**WHAT THE TASK ASKS**
The listing below should be printed exactly, every line of it. Skip the pictures.

**STORED DATA**

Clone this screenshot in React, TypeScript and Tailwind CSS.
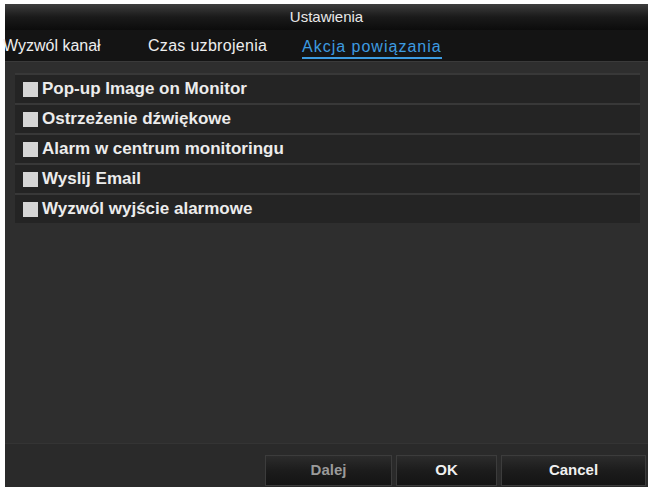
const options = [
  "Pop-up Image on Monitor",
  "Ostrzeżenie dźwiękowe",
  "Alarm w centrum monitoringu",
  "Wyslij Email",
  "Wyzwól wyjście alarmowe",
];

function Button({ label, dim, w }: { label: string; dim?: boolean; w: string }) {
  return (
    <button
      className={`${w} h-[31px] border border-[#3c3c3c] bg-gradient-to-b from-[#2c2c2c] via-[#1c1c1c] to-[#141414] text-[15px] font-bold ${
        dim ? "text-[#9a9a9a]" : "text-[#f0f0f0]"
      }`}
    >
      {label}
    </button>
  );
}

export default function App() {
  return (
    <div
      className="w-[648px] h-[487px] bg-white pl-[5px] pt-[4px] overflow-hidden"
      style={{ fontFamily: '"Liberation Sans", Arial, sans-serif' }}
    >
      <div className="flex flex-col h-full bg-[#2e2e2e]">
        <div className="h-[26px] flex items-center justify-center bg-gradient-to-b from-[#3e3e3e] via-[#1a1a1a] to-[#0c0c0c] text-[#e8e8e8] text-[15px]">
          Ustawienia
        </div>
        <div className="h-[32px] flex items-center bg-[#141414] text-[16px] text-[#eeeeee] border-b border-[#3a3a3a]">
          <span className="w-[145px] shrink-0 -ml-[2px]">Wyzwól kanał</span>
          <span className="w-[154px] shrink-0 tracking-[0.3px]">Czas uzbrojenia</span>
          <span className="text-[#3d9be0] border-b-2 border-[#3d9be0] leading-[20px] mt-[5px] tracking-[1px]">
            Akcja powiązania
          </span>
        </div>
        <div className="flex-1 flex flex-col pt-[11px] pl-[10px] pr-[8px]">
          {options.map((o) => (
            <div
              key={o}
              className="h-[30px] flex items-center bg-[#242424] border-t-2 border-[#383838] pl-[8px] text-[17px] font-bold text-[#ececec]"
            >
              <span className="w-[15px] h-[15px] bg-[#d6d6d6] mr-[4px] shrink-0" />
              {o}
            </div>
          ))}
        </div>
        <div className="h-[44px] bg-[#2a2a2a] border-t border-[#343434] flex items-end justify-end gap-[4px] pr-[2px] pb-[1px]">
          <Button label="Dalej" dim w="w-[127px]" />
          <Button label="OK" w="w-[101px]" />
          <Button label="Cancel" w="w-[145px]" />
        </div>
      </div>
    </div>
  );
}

**THE OUTPUT**
Clone this screenshot in React, TypeScript and Tailwind CSS.
const options = [
  "Pop-up Image on Monitor",
  "Ostrzeżenie dźwiękowe",
  "Alarm w centrum monitoringu",
  "Wyslij Email",
  "Wyzwól wyjście alarmowe",
];

function Button({ label, dim, w }: { label: string; dim?: boolean; w: string }) {
  return (
    <button
      className={`${w} h-[31px] border border-[#3c3c3c] bg-gradient-to-b from-[#2c2c2c] via-[#1c1c1c] to-[#141414] text-[15px] font-bold ${
        dim ? "text-[#9a9a9a]" : "text-[#f0f0f0]"
      }`}
    >
      {label}
    </button>
  );
}

export default function App() {
  return (
    <div
      className="w-[648px] h-[487px] bg-white pl-[5px] pt-[4px] overflow-hidden"
      style={{ fontFamily: '"Liberation Sans", Arial, sans-serif' }}
    >
      <div className="flex flex-col h-full bg-[#2e2e2e]">
        <div className="h-[26px] flex items-center justify-center bg-gradient-to-b from-[#3e3e3e] via-[#1a1a1a] to-[#0c0c0c] text-[#e8e8e8] text-[15px]">
          Ustawienia
        </div>
        <div className="h-[32px] flex items-center bg-[#141414] text-[16px] text-[#eeeeee] border-b border-[#3a3a3a]">
          <span className="w-[145px] shrink-0 -ml-[2px]">Wyzwól kanał</span>
          <span className="w-[154px] shrink-0 tracking-[0.3px]">Czas uzbrojenia</span>
          <span className="text-[#3d9be0] border-b-2 border-[#3d9be0] leading-[20px] mt-[5px] tracking-[1px]">
            Akcja powiązania
          </span>
        </div>
        <div className="flex-1 flex flex-col pt-[11px] pl-[10px] pr-[8px]">
          {options.map((o) => (
            <div
              key={o}
              className="h-[30px] flex items-center bg-[#242424] border-t-2 border-[#383838] pl-[8px] text-[17px] font-bold text-[#ececec]"
            >
              <span className="w-[15px] h-[15px] bg-[#d6d6d6] mr-[4px] shrink-0" />
              {o}
            </div>
          ))}
        </div>
        <div className="h-[44px] bg-[#2a2a2a] border-t border-[#343434] flex items-end justify-end gap-[4px] pr-[2px] pb-[1px]">
          <Button label="Dalej" dim w="w-[127px]" />
          <Button label="OK" w="w-[101px]" />
          <Button label="Cancel" w="w-[145px]" />
        </div>
      </div>
    </div>
  );
}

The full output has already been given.